■ **Requirements**:
Repeat the listing exactly as given, omitting every image.
** Begin **
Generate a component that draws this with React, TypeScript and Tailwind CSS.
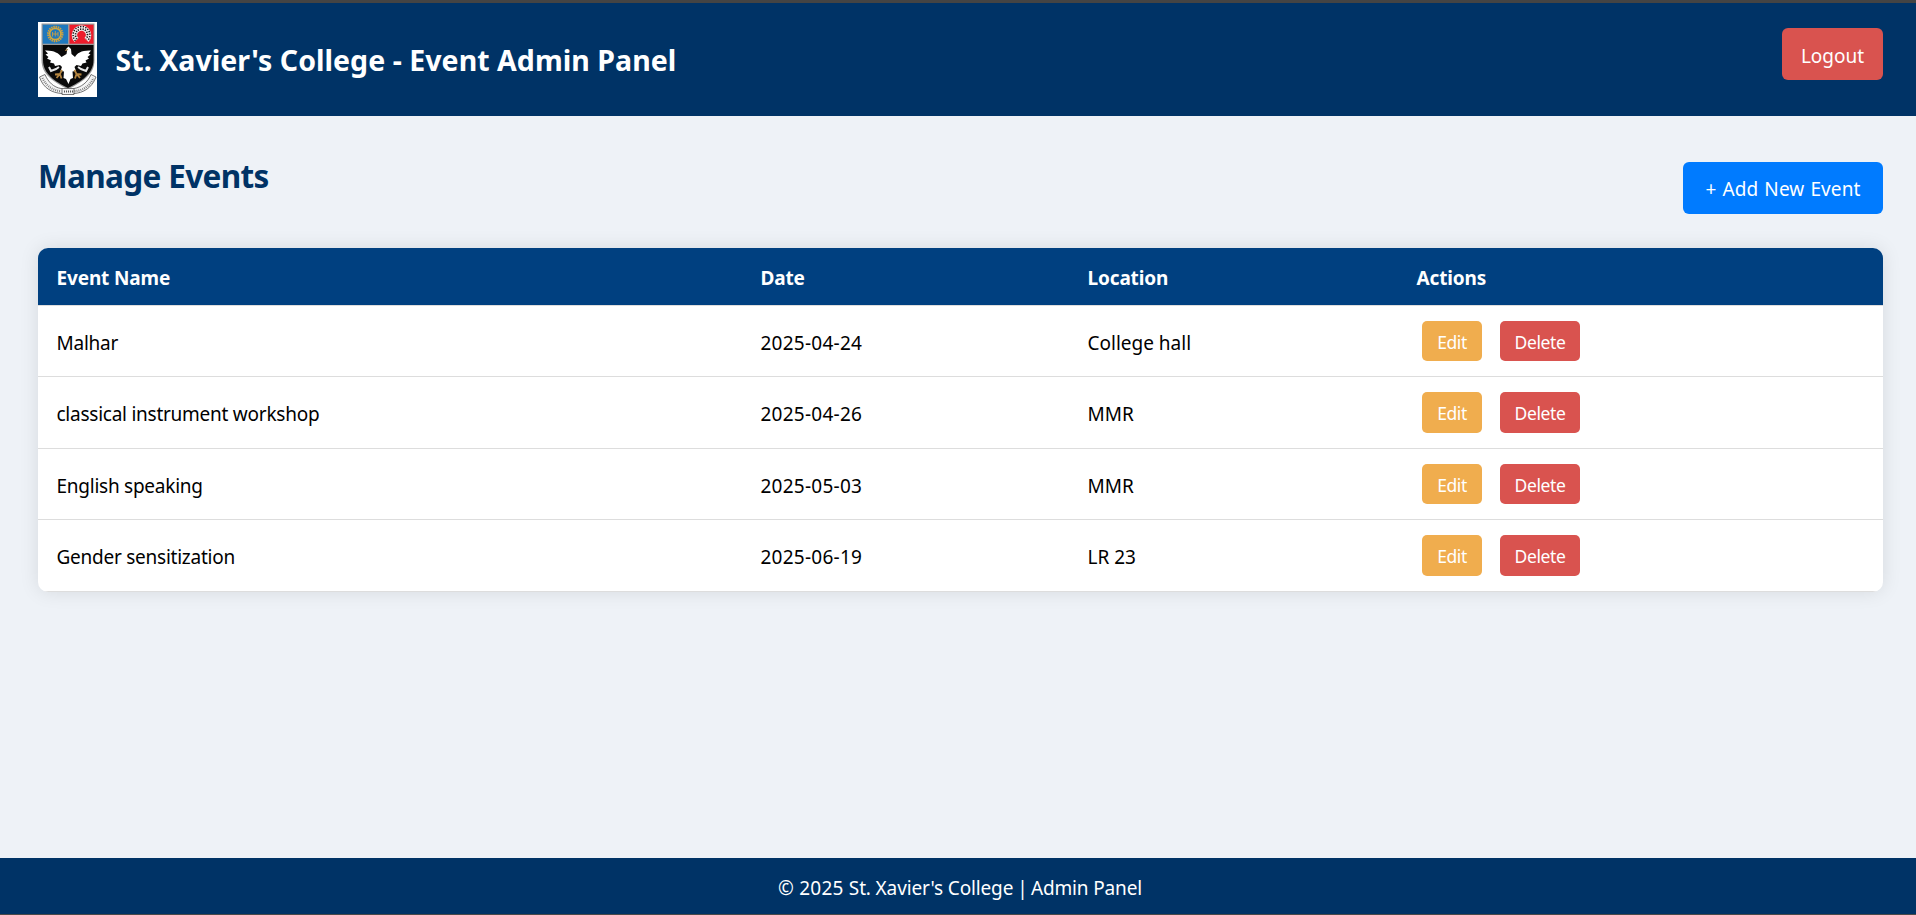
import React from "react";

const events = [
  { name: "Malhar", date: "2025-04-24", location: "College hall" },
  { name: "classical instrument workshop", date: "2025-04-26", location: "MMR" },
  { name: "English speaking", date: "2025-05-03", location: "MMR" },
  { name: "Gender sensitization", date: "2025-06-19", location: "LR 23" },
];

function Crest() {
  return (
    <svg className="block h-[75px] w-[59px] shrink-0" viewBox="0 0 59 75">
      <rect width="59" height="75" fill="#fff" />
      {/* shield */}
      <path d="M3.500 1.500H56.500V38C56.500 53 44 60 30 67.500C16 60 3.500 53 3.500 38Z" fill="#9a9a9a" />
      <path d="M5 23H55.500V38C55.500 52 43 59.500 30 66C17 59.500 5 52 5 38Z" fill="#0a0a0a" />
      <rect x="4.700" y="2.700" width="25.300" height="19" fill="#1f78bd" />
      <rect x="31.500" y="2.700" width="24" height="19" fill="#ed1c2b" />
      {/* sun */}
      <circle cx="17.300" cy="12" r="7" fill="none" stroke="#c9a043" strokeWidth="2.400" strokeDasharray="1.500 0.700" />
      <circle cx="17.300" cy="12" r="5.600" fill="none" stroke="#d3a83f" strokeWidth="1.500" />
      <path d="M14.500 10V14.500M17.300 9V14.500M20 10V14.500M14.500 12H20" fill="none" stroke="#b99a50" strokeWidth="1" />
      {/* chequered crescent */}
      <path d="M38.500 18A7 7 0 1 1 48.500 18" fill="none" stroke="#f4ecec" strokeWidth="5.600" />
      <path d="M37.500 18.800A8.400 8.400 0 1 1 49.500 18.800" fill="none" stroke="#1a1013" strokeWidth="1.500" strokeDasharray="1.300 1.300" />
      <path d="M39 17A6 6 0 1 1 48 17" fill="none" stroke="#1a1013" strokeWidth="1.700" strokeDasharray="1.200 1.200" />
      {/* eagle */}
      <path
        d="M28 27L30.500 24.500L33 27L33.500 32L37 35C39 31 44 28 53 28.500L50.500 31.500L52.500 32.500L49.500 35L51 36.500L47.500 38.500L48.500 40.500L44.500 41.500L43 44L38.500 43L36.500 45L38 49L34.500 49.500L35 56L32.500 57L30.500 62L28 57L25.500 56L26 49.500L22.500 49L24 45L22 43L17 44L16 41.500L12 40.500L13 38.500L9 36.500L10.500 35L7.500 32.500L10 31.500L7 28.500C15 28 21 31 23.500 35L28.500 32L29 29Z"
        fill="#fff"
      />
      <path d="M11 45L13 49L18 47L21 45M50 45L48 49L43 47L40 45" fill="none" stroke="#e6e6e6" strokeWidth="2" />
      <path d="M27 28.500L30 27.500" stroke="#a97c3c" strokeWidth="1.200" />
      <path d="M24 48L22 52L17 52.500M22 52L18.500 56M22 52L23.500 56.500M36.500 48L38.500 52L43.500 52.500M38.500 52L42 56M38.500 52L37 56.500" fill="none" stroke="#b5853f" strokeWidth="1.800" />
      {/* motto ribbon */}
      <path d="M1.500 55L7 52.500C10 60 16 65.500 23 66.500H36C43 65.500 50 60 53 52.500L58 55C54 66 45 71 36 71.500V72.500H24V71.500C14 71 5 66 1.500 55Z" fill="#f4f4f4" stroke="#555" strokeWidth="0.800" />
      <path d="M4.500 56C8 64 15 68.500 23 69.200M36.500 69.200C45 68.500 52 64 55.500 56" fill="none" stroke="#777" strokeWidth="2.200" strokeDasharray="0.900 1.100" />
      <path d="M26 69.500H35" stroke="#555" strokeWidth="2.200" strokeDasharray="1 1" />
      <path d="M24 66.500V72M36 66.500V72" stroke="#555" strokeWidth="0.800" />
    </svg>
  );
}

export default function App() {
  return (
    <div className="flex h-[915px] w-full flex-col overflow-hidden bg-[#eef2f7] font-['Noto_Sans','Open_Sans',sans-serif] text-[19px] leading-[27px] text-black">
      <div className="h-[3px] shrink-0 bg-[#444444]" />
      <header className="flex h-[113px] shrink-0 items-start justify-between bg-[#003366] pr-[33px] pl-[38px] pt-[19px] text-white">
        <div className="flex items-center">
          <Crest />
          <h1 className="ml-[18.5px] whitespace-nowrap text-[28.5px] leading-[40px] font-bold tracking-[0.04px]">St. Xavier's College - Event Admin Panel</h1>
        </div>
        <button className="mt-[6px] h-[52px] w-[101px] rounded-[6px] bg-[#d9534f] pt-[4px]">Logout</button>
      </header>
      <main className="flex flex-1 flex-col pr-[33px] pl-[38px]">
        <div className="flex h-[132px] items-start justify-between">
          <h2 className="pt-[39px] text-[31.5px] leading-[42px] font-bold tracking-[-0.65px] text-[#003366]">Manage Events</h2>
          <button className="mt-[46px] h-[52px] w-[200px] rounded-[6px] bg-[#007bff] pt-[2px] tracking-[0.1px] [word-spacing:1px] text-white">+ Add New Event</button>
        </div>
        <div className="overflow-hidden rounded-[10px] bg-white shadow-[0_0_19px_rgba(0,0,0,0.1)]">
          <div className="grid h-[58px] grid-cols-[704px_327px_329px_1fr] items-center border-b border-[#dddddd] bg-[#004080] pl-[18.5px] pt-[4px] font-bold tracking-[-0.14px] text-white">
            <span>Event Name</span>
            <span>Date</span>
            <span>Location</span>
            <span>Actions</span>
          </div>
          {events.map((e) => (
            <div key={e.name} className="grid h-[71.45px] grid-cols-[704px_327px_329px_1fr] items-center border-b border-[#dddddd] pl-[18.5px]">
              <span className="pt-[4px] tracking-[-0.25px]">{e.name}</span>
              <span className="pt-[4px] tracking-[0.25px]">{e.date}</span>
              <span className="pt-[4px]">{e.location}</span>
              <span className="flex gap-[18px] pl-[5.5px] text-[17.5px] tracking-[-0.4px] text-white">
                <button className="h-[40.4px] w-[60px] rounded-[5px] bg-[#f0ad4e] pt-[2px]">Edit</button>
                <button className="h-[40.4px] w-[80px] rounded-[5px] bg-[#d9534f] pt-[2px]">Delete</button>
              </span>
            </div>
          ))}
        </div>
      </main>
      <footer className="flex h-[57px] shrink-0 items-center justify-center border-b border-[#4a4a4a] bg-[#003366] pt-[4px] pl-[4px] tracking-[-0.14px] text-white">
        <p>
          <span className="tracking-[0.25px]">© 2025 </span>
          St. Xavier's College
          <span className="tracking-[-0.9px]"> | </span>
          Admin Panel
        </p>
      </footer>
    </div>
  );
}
** End **
■ **Solution to the problem**:
Generate a component that draws this with React, TypeScript and Tailwind CSS.
import React from "react";

const events = [
  { name: "Malhar", date: "2025-04-24", location: "College hall" },
  { name: "classical instrument workshop", date: "2025-04-26", location: "MMR" },
  { name: "English speaking", date: "2025-05-03", location: "MMR" },
  { name: "Gender sensitization", date: "2025-06-19", location: "LR 23" },
];

function Crest() {
  return (
    <svg className="block h-[75px] w-[59px] shrink-0" viewBox="0 0 59 75">
      <rect width="59" height="75" fill="#fff" />
      {/* shield */}
      <path d="M3.500 1.500H56.500V38C56.500 53 44 60 30 67.500C16 60 3.500 53 3.500 38Z" fill="#9a9a9a" />
      <path d="M5 23H55.500V38C55.500 52 43 59.500 30 66C17 59.500 5 52 5 38Z" fill="#0a0a0a" />
      <rect x="4.700" y="2.700" width="25.300" height="19" fill="#1f78bd" />
      <rect x="31.500" y="2.700" width="24" height="19" fill="#ed1c2b" />
      {/* sun */}
      <circle cx="17.300" cy="12" r="7" fill="none" stroke="#c9a043" strokeWidth="2.400" strokeDasharray="1.500 0.700" />
      <circle cx="17.300" cy="12" r="5.600" fill="none" stroke="#d3a83f" strokeWidth="1.500" />
      <path d="M14.500 10V14.500M17.300 9V14.500M20 10V14.500M14.500 12H20" fill="none" stroke="#b99a50" strokeWidth="1" />
      {/* chequered crescent */}
      <path d="M38.500 18A7 7 0 1 1 48.500 18" fill="none" stroke="#f4ecec" strokeWidth="5.600" />
      <path d="M37.500 18.800A8.400 8.400 0 1 1 49.500 18.800" fill="none" stroke="#1a1013" strokeWidth="1.500" strokeDasharray="1.300 1.300" />
      <path d="M39 17A6 6 0 1 1 48 17" fill="none" stroke="#1a1013" strokeWidth="1.700" strokeDasharray="1.200 1.200" />
      {/* eagle */}
      <path
        d="M28 27L30.500 24.500L33 27L33.500 32L37 35C39 31 44 28 53 28.500L50.500 31.500L52.500 32.500L49.500 35L51 36.500L47.500 38.500L48.500 40.500L44.500 41.500L43 44L38.500 43L36.500 45L38 49L34.500 49.500L35 56L32.500 57L30.500 62L28 57L25.500 56L26 49.500L22.500 49L24 45L22 43L17 44L16 41.500L12 40.500L13 38.500L9 36.500L10.500 35L7.500 32.500L10 31.500L7 28.500C15 28 21 31 23.500 35L28.500 32L29 29Z"
        fill="#fff"
      />
      <path d="M11 45L13 49L18 47L21 45M50 45L48 49L43 47L40 45" fill="none" stroke="#e6e6e6" strokeWidth="2" />
      <path d="M27 28.500L30 27.500" stroke="#a97c3c" strokeWidth="1.200" />
      <path d="M24 48L22 52L17 52.500M22 52L18.500 56M22 52L23.500 56.500M36.500 48L38.500 52L43.500 52.500M38.500 52L42 56M38.500 52L37 56.500" fill="none" stroke="#b5853f" strokeWidth="1.800" />
      {/* motto ribbon */}
      <path d="M1.500 55L7 52.500C10 60 16 65.500 23 66.500H36C43 65.500 50 60 53 52.500L58 55C54 66 45 71 36 71.500V72.500H24V71.500C14 71 5 66 1.500 55Z" fill="#f4f4f4" stroke="#555" strokeWidth="0.800" />
      <path d="M4.500 56C8 64 15 68.500 23 69.200M36.500 69.200C45 68.500 52 64 55.500 56" fill="none" stroke="#777" strokeWidth="2.200" strokeDasharray="0.900 1.100" />
      <path d="M26 69.500H35" stroke="#555" strokeWidth="2.200" strokeDasharray="1 1" />
      <path d="M24 66.500V72M36 66.500V72" stroke="#555" strokeWidth="0.800" />
    </svg>
  );
}

export default function App() {
  return (
    <div className="flex h-[915px] w-full flex-col overflow-hidden bg-[#eef2f7] font-['Noto_Sans','Open_Sans',sans-serif] text-[19px] leading-[27px] text-black">
      <div className="h-[3px] shrink-0 bg-[#444444]" />
      <header className="flex h-[113px] shrink-0 items-start justify-between bg-[#003366] pr-[33px] pl-[38px] pt-[19px] text-white">
        <div className="flex items-center">
          <Crest />
          <h1 className="ml-[18.5px] whitespace-nowrap text-[28.5px] leading-[40px] font-bold tracking-[0.04px]">St. Xavier's College - Event Admin Panel</h1>
        </div>
        <button className="mt-[6px] h-[52px] w-[101px] rounded-[6px] bg-[#d9534f] pt-[4px]">Logout</button>
      </header>
      <main className="flex flex-1 flex-col pr-[33px] pl-[38px]">
        <div className="flex h-[132px] items-start justify-between">
          <h2 className="pt-[39px] text-[31.5px] leading-[42px] font-bold tracking-[-0.65px] text-[#003366]">Manage Events</h2>
          <button className="mt-[46px] h-[52px] w-[200px] rounded-[6px] bg-[#007bff] pt-[2px] tracking-[0.1px] [word-spacing:1px] text-white">+ Add New Event</button>
        </div>
        <div className="overflow-hidden rounded-[10px] bg-white shadow-[0_0_19px_rgba(0,0,0,0.1)]">
          <div className="grid h-[58px] grid-cols-[704px_327px_329px_1fr] items-center border-b border-[#dddddd] bg-[#004080] pl-[18.5px] pt-[4px] font-bold tracking-[-0.14px] text-white">
            <span>Event Name</span>
            <span>Date</span>
            <span>Location</span>
            <span>Actions</span>
          </div>
          {events.map((e) => (
            <div key={e.name} className="grid h-[71.45px] grid-cols-[704px_327px_329px_1fr] items-center border-b border-[#dddddd] pl-[18.5px]">
              <span className="pt-[4px] tracking-[-0.25px]">{e.name}</span>
              <span className="pt-[4px] tracking-[0.25px]">{e.date}</span>
              <span className="pt-[4px]">{e.location}</span>
              <span className="flex gap-[18px] pl-[5.5px] text-[17.5px] tracking-[-0.4px] text-white">
                <button className="h-[40.4px] w-[60px] rounded-[5px] bg-[#f0ad4e] pt-[2px]">Edit</button>
                <button className="h-[40.4px] w-[80px] rounded-[5px] bg-[#d9534f] pt-[2px]">Delete</button>
              </span>
            </div>
          ))}
        </div>
      </main>
      <footer className="flex h-[57px] shrink-0 items-center justify-center border-b border-[#4a4a4a] bg-[#003366] pt-[4px] pl-[4px] tracking-[-0.14px] text-white">
        <p>
          <span className="tracking-[0.25px]">© 2025 </span>
          St. Xavier's College
          <span className="tracking-[-0.9px]"> | </span>
          Admin Panel
        </p>
      </footer>
    </div>
  );
}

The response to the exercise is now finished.